E o Estado, usufruindo alguns dos predios da Coroa, será obrigado a pagar renda d'elles á Casa Real?

Por outra forma: poderá a Casa Real dar de arrendamento, e determinadamente ao Estado, os alludidos predios?

Conforme o artigo 2.° do decreto de 18 de marco de 1834, os palacios de Queluz, Bemposia, Alfeite, Samora Correia e Murteira, casas, quintas e mais dependencias d'elles, são destinados para decencia e recreio da Rainha, como palacios e terrenos de que trata o artigo 85.° da Carta Constitucional.

Quer dizer, todos esses bens, aquelles como estes, uns e outros, foram destinados á decencia e recreio da Rainha.
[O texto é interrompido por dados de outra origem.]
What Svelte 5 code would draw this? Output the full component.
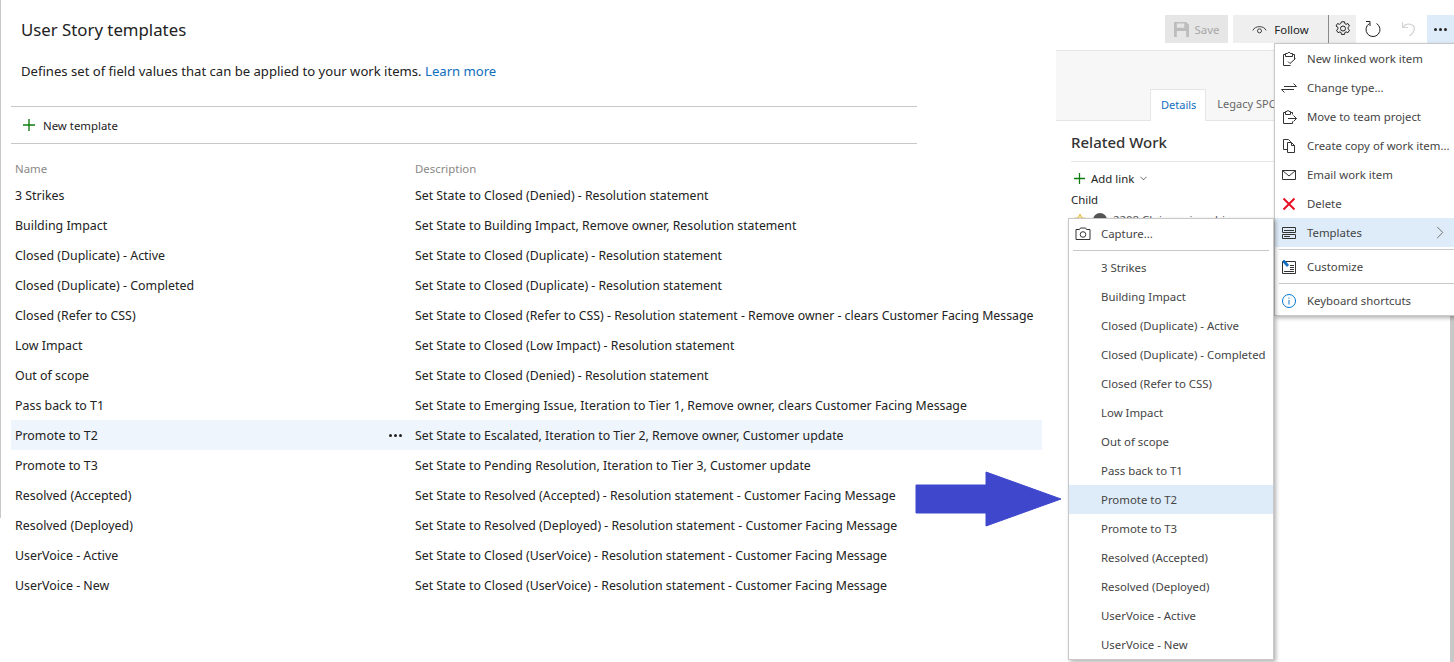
<script>
  const rows = [
    ['3 Strikes', 'Set State to Closed (Denied) - Resolution statement'],
    ['Building Impact', 'Set State to Building Impact, Remove owner, Resolution statement'],
    ['Closed (Duplicate) - Active', 'Set State to Closed (Duplicate) - Resolution statement'],
    ['Closed (Duplicate) - Completed', 'Set State to Closed (Duplicate) - Resolution statement'],
    ['Closed (Refer to CSS)', 'Set State to Closed (Refer to CSS) - Resolution statement - Remove owner - clears Customer Facing Message'],
    ['Low Impact', 'Set State to Closed (Low Impact) - Resolution statement'],
    ['Out of scope', 'Set State to Closed (Denied) - Resolution statement'],
    ['Pass back to T1', 'Set State to Emerging Issue, Iteration to Tier 1, Remove owner, clears Customer Facing Message'],
    ['Promote to T2', 'Set State to Escalated, Iteration to Tier 2, Remove owner, Customer update'],
    ['Promote to T3', 'Set State to Pending Resolution, Iteration to Tier 3, Customer update'],
    ['Resolved (Accepted)', 'Set State to Resolved (Accepted) - Resolution statement - Customer Facing Message'],
    ['Resolved (Deployed)', 'Set State to Resolved (Deployed) - Resolution statement - Customer Facing Message'],
    ['UserVoice - Active', 'Set State to Closed (UserVoice) - Resolution statement - Customer Facing Message'],
    ['UserVoice - New', 'Set State to Closed (UserVoice) - Resolution statement - Customer Facing Message']
  ]
</script>

<div class="page">
  <main class="main">
    <h1 class="title">User Story templates</h1>
    <p class="intro">Defines set of field values that can be applied to your work items. <span class="link">Learn more</span></p>

    <div class="cmdBar">
      <svg class="plus" viewBox="0 0 14 14"><path d="M7 0v14M0 7h14" /></svg>
      <span>New template</span>
    </div>

    <div class="listHead">
      <span class="headName">Name</span>
      <span>Description</span>
    </div>

    {#each rows as row}
      <div class="row" class:row--active={row[0] === 'Promote to T2'}>
        <span class="nameCol">{row[0]}</span>
        <span class="descCol">{row[1]}</span>
        {#if row[0] === 'Promote to T2'}
          <span class="rowDots"><i></i><i></i><i></i></span>
        {/if}
      </div>
    {/each}
  </main>

  <aside class="side">
    <div class="toolbar">
      <div class="btn btn--save">
        <svg viewBox="0 0 16 16" width="15" height="15"><path fill="#bdbdbd" fill-rule="evenodd" d="M0 0h13l3 3v13H0zM3 1.500V6h8V1.500zM3 9.500V16h10V9.500z" /></svg>
        <span>Save</span>
      </div>
      <div class="btn btn--follow">
        <svg viewBox="0 0 16 12" width="15" height="11" fill="none" stroke="#333"><path d="M.8 7c2.200-5.500 12.200-5.500 14.400 0" /><circle cx="8" cy="7.500" r="2.200" /></svg>
        <span>Follow</span>
      </div>
      <div class="btn btn--gear">
        <svg viewBox="0 0 16 16" width="16" height="16" fill="none" stroke="#222"><path d="M6.500.8h3l.4 1.900 1.200.6 1.800-.8 1.600 2.500-1.500 1.400v1.400l1.500 1.400-1.600 2.500-1.800-.8-1.200.6-.4 1.900h-3l-.4-1.900-1.200-.6-1.800.8-1.600-2.500 1.500-1.400V6.400L1 5 2.600 2.500l1.800.8 1.200-.6z" /><circle cx="8" cy="7.500" r="2.500" /></svg>
      </div>
      <div class="iconBtn">
        <svg viewBox="0 0 17 17" width="17" height="17" fill="none" stroke="#222"><path d="M11.500 2.500A7 7 0 1 1 4.500 2.500" /><path d="M1 .5h4v4.500" /></svg>
      </div>
      <div class="iconBtn">
        <svg viewBox="0 0 16 16" width="16" height="16" fill="none" stroke="#d4d4d4" stroke-width="1.200"><path d="M1.500 1v5.500H7M2 6C4 3 9 2 12 4.500c3 3 1 7-3.500 10.500" /></svg>
      </div>
      <div class="iconBtn iconBtn--on"><span class="rowDots"><i></i><i></i><i></i></span></div>
    </div>

    <div class="sideHead">
      <div class="tabs">
        <span class="tab tab--on">Details</span>
        <span class="tab">Legacy SPOC</span>
      </div>
    </div>

    <div class="sideBody">
      <h2 class="related">Related Work</h2>
      <div class="addLink">
        <svg class="plus plus--small" viewBox="0 0 14 14"><path d="M7 0v14M0 7h14" /></svg>
        <span>Add link</span>
        <svg viewBox="0 0 8 5" width="7" height="5" fill="none" stroke="#555"><path d="M.5.5 4 4 7.500.5" /></svg>
      </div>
      <div class="child">Child</div>
      <div class="childItem">
        <svg viewBox="0 0 14 14" width="14" height="14" fill="#fbeeb8" stroke="#e8b93a"><path d="M7 1l1.800 3.900 4.200.5-3.100 2.900.8 4.200L7 10.400 3.300 12.500l.8-4.200L1 5.400l4.200-.5z" /></svg>
        <span class="dot"></span>
        <span class="itemLink">2208 Cloig savings hi</span>
      </div>
    </div>
  </aside>

  <div class="menu menu--actions">
    <div class="mItem">
      <svg viewBox="0 0 16 16"><path d="M4.500 3.500h-2v11h7M11.500 3.500h2v5M4.500 5.500v-3h2C6.800 1 9.200 1 9.500 2.500h2v3zM7 10.500l2 2 5.500-5" /></svg>
      <span>New linked work item</span>
    </div>
    <div class="mItem">
      <svg viewBox="0 0 16 16"><path d="M3 6.500h12.500l-3-3M13 9.500H.5l3 3" /></svg>
      <span>Change type...</span>
    </div>
    <div class="mItem">
      <svg viewBox="0 0 16 16"><path d="M4.500 3.500h-2v11h9v-2M9.500 3.500h2v2M4.500 5.500v-3h1.500C6.300 1 7.700 1 8 2.500h1.500v3zM7 9.500h8.500M12.500 6.500l3 3-3 3" /></svg>
      <span>Move to team project</span>
    </div>
    <div class="mItem">
      <svg viewBox="0 0 16 16"><path d="M6.500 11.500h-4v-10h5l2 2v1M6.500 4.500h4l3 3v7h-7zM10.500 4.500v3h3" /></svg>
      <span>Create copy of work item...</span>
    </div>
    <div class="mItem">
      <svg viewBox="0 0 16 16"><path d="M1.500 3.500h13v9h-13zM1.500 3.500 8 9l6.500-5.500" /></svg>
      <span>Email work item</span>
    </div>
    <div class="mItem">
      <svg class="redX" viewBox="0 0 16 16"><path d="M2.500 2.500l11 11M13.500 2.500l-11 11" /></svg>
      <span>Delete</span>
    </div>
    <div class="mItem mItem--on">
      <svg viewBox="0 0 16 16"><path d="M1.500 2.500h13v5h-13zM1.500 9.500h13v4h-13zM3 5.500h10M3 11.500h6" /></svg>
      <span>Templates</span>
      <svg class="caret" viewBox="0 0 8 14"><path d="M1 1l6 6-6 6" /></svg>
    </div>
    <hr class="sep" />
    <div class="mItem">
      <svg viewBox="0 0 16 16"><path d="M1.500 2.500h13v12h-13zM9 6.500h4M9 8.500h4M9 10.500h4M3 12.500h10" /><path class="pen" d="M3 1l4.500 5-1.500 1.500L2 3z" /></svg>
      <span>Customize</span>
    </div>
    <hr class="sep" />
    <div class="mItem">
      <svg class="info" viewBox="0 0 16 16"><circle cx="8" cy="8" r="6.500" /><path d="M8 7v4.500M8 4.500v1.200" /></svg>
      <span>Keyboard shortcuts</span>
    </div>
  </div>

  <div class="menu menu--templates">
    <div class="mItem">
      <svg viewBox="0 0 16 16"><path d="M1 3.500h3.500L5.500 2h5l1 1.500H15v10H1z" /><circle cx="8" cy="8.500" r="2.800" /></svg>
      <span>Capture...</span>
    </div>
    <hr class="sep" />
    {#each rows as row}
      <div class="mItem" class:mItem--on={row[0] === 'Promote to T2'}>
        <span class="iconGap"></span>
        <span>{row[0]}</span>
      </div>
    {/each}
  </div>

  <svg class="arrow" viewBox="0 0 148 58" width="148" height="58"><path stroke-linejoin="round" d="M1 15h70V2l75 27-75 27V43H1z" /></svg>
</div>

<style>
  :global(body) {
    margin: 0;
    background: #fff;
  }

  .page {
    position: relative;
    width: 1454px;
    height: 662px;
    overflow: hidden;
    display: flex;
    font-family: 'Noto Sans', 'Open Sans', sans-serif;
    font-size: 11.4px;
    color: #333;
  }

  .main {
    width: 1056px;
    flex: none;
    box-sizing: border-box;
    padding: 0 14px 0 10px;
    height: 518px;
    border-left: 1px solid #c8c8c8;
  }

  .title {
    margin: 17px 0 0 10px;
    font-size: 16.8px;
    font-weight: 400;
    line-height: 26px;
    color: #222;
  }

  .intro {
    margin: 18px 0 0 10px;
    font-size: 13.1px;
    line-height: 20px;
    color: #222;
  }

  .link {
    color: #106ebe;
  }

  .cmdBar {
    margin-top: 25px;
    width: 894px;
    height: 36px;
    border-top: 1px solid #c8c8c8;
    border-bottom: 1px solid #c8c8c8;
    display: flex;
    align-items: center;
    gap: 8px;
    padding-left: 12px;
    color: #222;
  }

  .plus {
    width: 12px;
    height: 12px;
    fill: none;
    stroke: #107c10;
    stroke-width: 1.6;
  }

  .listHead {
    display: flex;
    height: 18px;
    margin: 16px 0 2px;
    line-height: 18px;
    color: #8a8886;
  }

  .headName {
    width: 400px;
    padding-left: 4px;
    flex: none;
  }

  .nameCol {
    width: 400px;
    padding-left: 4px;
    flex: none;
    font-size: 12.4px;
  }

  .descCol {
    font-size: 12.3px;
  }

  .row {
    position: relative;
    display: flex;
    height: 30px;
    line-height: 32px;
    white-space: nowrap;
    color: #222;
  }

  .row--active {
    background: #eff5fc;
  }

  .rowDots {
    display: flex;
    gap: 2px;
  }

  .rowDots i {
    width: 3px;
    height: 3px;
    border-radius: 50%;
    background: #222;
  }

  .row .rowDots {
    position: absolute;
    left: 378px;
    top: 14px;
  }

  .side {
    flex: 1;
    min-width: 0;
    border-right: 4px solid #c8c8c8;
    box-sizing: border-box;
  }

  .toolbar {
    height: 50px;
    box-sizing: border-box;
    padding-top: 15px;
    display: flex;
    align-items: flex-start;
    justify-content: flex-end;
    margin-right: -4px;
    background: #fff;
  }

  .btn {
    height: 28px;
    display: flex;
    align-items: center;
    background: #efefef;
    color: #222;
  }

  .btn--save {
    width: 63px;
    background: #e6e6e6;
    color: #a6a6a6;
    gap: 6px;
    justify-content: center;
    margin-right: 5px;
  }

  .btn--follow {
    width: 95px;
    gap: 7px;
    justify-content: center;
    border-right: 1px solid #8a8a8a;
  }

  .btn--gear {
    width: 27px;
    justify-content: center;
  }

  .iconBtn {
    width: 35px;
    height: 28px;
    display: flex;
    align-items: center;
    justify-content: center;
  }

  .iconBtn--on {
    width: 27px;
    margin-left: 1px;
    background: #deecf9;
  }

  .sideHead {
    height: 69px;
    background: #f7f7f7;
    border-top: 1px solid #e6e6e6;
    border-bottom: 1px solid #e6e6e6;
    display: flex;
    align-items: flex-end;
    padding-left: 94px;
  }

  .tabs {
    display: flex;
    margin-bottom: -1px;
  }

  .tab {
    height: 32px;
    line-height: 29px;
    padding: 0 11px;
    font-size: 11px;
    color: #666;
    box-sizing: border-box;
    white-space: nowrap;
  }

  .tab--on {
    background: #fff;
    color: #106ebe;
    border: 1px solid #e6e6e6;
    border-bottom: 0;
    padding: 0 9px 0 10px;
  }

  .sideBody {
    padding: 10px 0 0 15px;
  }

  .related {
    margin: 0;
    font-size: 15px;
    font-weight: 500;
    line-height: 22px;
    color: #333;
    padding-bottom: 8px;
    border-bottom: 1px solid #e6e6e6;
  }

  .addLink {
    display: flex;
    align-items: center;
    gap: 6px;
    margin-top: 7px;
    height: 18px;
    padding-left: 3px;
    color: #222;
  }

  .plus--small {
    width: 11px;
    height: 11px;
  }

  .child {
    margin-top: 4px;
    line-height: 18px;
    color: #222;
  }

  .childItem {
    display: flex;
    align-items: center;
    gap: 6px;
    margin-top: 3px;
    padding-left: 2px;
  }

  .dot {
    width: 14px;
    height: 14px;
    border-radius: 50%;
    background: #555;
  }

  .itemLink {
    color: #555;
    white-space: nowrap;
  }

  .menu {
    position: absolute;
    box-sizing: border-box;
    background: #fff;
    border: 1px solid #c8c8c8;
    box-shadow: 2px 2px 4px rgba(0, 0, 0, 0.3);
    color: #444;
  }

  .menu--actions {
    left: 1274px;
    top: 43px;
    width: 190px;
    height: 273px;
  }

  .menu--templates {
    left: 1068px;
    top: 218px;
    width: 206px;
    height: 442px;
  }

  .mItem {
    position: relative;
    height: 29px;
    display: flex;
    align-items: center;
    padding-left: 6px;
    gap: 10px;
    white-space: nowrap;
  }

  .mItem svg {
    width: 16px;
    height: 16px;
    flex: none;
    fill: none;
    stroke: #333;
  }

  .mItem .redX {
    stroke: #e81123;
    stroke-width: 2;
  }

  .mItem .info {
    stroke: #0078d4;
  }

  .mItem .pen {
    fill: #106ebe;
    stroke: #106ebe;
  }

  .mItem .caret {
    position: absolute;
    left: 161px;
    top: 8px;
    width: 8px;
    height: 13px;
    stroke: #666;
  }

  .mItem--on {
    background: #deecf9;
  }

  .iconGap {
    width: 16px;
    flex: none;
  }

  .sep {
    margin: 2px 4px;
    border: 0;
    border-top: 1px solid #c8c8c8;
  }

  .arrow {
    position: absolute;
    left: 915px;
    top: 470px;
  }

  .arrow path {
    fill: #3f48cc;
    stroke: #3f48cc;
  }
</style>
Nem a disposição literal do decreto dá outro sentido.

Ora, se todos esses predios, os que tinham sido do extincto Infantado e os de que trata o artigo 80.° da Carta, foram destinados á decencia e recreio dos Reis pelo dito decreto de 1834 e pelas leis posteriores de 16 de julho de 1805, de 11 de fevereiro de 1862 e de 28 de junho de 1890, parece que os Reis não podiam dar-lhes outro destino e fazer negocio com elles, sem contrariarem fundamentalmente os intuitos da nação.

Arrendamento não é manifestamente decencia e recreio.